### Given information
★ ★ ★ ★

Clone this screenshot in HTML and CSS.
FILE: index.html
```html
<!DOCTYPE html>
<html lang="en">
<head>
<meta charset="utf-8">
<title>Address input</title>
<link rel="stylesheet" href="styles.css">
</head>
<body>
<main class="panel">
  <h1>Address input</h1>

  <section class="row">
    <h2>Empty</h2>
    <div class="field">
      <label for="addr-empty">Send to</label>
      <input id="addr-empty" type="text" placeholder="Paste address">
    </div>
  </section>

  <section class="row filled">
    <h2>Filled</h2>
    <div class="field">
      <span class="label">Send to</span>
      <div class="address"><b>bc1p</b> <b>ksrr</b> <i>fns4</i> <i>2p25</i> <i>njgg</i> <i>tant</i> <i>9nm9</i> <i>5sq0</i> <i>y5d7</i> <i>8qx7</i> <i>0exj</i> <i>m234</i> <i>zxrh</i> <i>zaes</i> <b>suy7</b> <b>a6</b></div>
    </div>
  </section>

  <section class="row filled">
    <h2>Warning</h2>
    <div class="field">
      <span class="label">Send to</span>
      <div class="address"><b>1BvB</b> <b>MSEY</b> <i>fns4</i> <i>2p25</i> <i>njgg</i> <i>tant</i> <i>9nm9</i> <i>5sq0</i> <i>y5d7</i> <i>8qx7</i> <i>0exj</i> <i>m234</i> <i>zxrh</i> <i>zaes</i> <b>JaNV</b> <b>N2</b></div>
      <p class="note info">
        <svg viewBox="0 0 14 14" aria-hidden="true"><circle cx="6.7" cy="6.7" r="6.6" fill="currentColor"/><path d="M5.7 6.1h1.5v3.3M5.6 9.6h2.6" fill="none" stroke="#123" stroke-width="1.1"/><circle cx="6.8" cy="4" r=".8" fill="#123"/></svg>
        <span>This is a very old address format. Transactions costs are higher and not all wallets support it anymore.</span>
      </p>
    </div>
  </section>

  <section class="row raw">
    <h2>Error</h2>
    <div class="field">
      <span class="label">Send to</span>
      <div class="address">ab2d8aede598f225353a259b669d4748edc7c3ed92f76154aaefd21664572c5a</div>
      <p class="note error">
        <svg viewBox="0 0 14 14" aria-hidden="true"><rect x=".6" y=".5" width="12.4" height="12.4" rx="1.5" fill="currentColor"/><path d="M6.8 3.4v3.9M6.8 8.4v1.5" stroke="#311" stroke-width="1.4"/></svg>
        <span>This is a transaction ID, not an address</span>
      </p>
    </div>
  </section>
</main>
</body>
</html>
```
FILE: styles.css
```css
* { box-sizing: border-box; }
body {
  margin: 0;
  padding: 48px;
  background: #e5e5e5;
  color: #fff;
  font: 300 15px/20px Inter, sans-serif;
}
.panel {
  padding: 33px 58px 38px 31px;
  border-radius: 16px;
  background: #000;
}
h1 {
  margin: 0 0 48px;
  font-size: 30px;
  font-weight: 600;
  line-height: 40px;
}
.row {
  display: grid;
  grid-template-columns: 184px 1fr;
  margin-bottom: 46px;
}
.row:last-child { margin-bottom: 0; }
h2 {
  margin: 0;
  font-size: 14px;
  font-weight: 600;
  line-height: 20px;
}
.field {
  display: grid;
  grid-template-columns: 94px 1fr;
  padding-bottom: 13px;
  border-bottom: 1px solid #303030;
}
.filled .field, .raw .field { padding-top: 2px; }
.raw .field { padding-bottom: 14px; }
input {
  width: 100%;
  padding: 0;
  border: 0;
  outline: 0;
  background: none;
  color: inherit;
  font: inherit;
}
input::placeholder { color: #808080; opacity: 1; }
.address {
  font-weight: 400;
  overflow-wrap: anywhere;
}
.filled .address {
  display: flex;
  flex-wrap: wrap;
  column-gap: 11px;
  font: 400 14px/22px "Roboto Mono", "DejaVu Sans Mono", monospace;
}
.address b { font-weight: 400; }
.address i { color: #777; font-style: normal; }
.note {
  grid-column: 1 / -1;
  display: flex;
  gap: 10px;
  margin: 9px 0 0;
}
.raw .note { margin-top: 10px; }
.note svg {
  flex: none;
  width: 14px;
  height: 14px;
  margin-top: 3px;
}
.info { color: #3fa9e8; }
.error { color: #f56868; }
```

★ ★ ★ ★

### What you are asked to do
From the data above, extract every line in its exact form.

### Response to the exercise
Clone this screenshot in HTML and CSS.
FILE: index.html
```html
<!DOCTYPE html>
<html lang="en">
<head>
<meta charset="utf-8">
<title>Address input</title>
<link rel="stylesheet" href="styles.css">
</head>
<body>
<main class="panel">
  <h1>Address input</h1>

  <section class="row">
    <h2>Empty</h2>
    <div class="field">
      <label for="addr-empty">Send to</label>
      <input id="addr-empty" type="text" placeholder="Paste address">
    </div>
  </section>

  <section class="row filled">
    <h2>Filled</h2>
    <div class="field">
      <span class="label">Send to</span>
      <div class="address"><b>bc1p</b> <b>ksrr</b> <i>fns4</i> <i>2p25</i> <i>njgg</i> <i>tant</i> <i>9nm9</i> <i>5sq0</i> <i>y5d7</i> <i>8qx7</i> <i>0exj</i> <i>m234</i> <i>zxrh</i> <i>zaes</i> <b>suy7</b> <b>a6</b></div>
    </div>
  </section>

  <section class="row filled">
    <h2>Warning</h2>
    <div class="field">
      <span class="label">Send to</span>
      <div class="address"><b>1BvB</b> <b>MSEY</b> <i>fns4</i> <i>2p25</i> <i>njgg</i> <i>tant</i> <i>9nm9</i> <i>5sq0</i> <i>y5d7</i> <i>8qx7</i> <i>0exj</i> <i>m234</i> <i>zxrh</i> <i>zaes</i> <b>JaNV</b> <b>N2</b></div>
      <p class="note info">
        <svg viewBox="0 0 14 14" aria-hidden="true"><circle cx="6.7" cy="6.7" r="6.6" fill="currentColor"/><path d="M5.7 6.1h1.5v3.3M5.6 9.6h2.6" fill="none" stroke="#123" stroke-width="1.1"/><circle cx="6.8" cy="4" r=".8" fill="#123"/></svg>
        <span>This is a very old address format. Transactions costs are higher and not all wallets support it anymore.</span>
      </p>
    </div>
  </section>

  <section class="row raw">
    <h2>Error</h2>
    <div class="field">
      <span class="label">Send to</span>
      <div class="address">ab2d8aede598f225353a259b669d4748edc7c3ed92f76154aaefd21664572c5a</div>
      <p class="note error">
        <svg viewBox="0 0 14 14" aria-hidden="true"><rect x=".6" y=".5" width="12.4" height="12.4" rx="1.5" fill="currentColor"/><path d="M6.8 3.4v3.9M6.8 8.4v1.5" stroke="#311" stroke-width="1.4"/></svg>
        <span>This is a transaction ID, not an address</span>
      </p>
    </div>
  </section>
</main>
</body>
</html>
```
FILE: styles.css
```css
* { box-sizing: border-box; }
body {
  margin: 0;
  padding: 48px;
  background: #e5e5e5;
  color: #fff;
  font: 300 15px/20px Inter, sans-serif;
}
.panel {
  padding: 33px 58px 38px 31px;
  border-radius: 16px;
  background: #000;
}
h1 {
  margin: 0 0 48px;
  font-size: 30px;
  font-weight: 600;
  line-height: 40px;
}
.row {
  display: grid;
  grid-template-columns: 184px 1fr;
  margin-bottom: 46px;
}
.row:last-child { margin-bottom: 0; }
h2 {
  margin: 0;
  font-size: 14px;
  font-weight: 600;
  line-height: 20px;
}
.field {
  display: grid;
  grid-template-columns: 94px 1fr;
  padding-bottom: 13px;
  border-bottom: 1px solid #303030;
}
.filled .field, .raw .field { padding-top: 2px; }
.raw .field { padding-bottom: 14px; }
input {
  width: 100%;
  padding: 0;
  border: 0;
  outline: 0;
  background: none;
  color: inherit;
  font: inherit;
}
input::placeholder { color: #808080; opacity: 1; }
.address {
  font-weight: 400;
  overflow-wrap: anywhere;
}
.filled .address {
  display: flex;
  flex-wrap: wrap;
  column-gap: 11px;
  font: 400 14px/22px "Roboto Mono", "DejaVu Sans Mono", monospace;
}
.address b { font-weight: 400; }
.address i { color: #777; font-style: normal; }
.note {
  grid-column: 1 / -1;
  display: flex;
  gap: 10px;
  margin: 9px 0 0;
}
.raw .note { margin-top: 10px; }
.note svg {
  flex: none;
  width: 14px;
  height: 14px;
  margin-top: 3px;
}
.info { color: #3fa9e8; }
.error { color: #f56868; }
```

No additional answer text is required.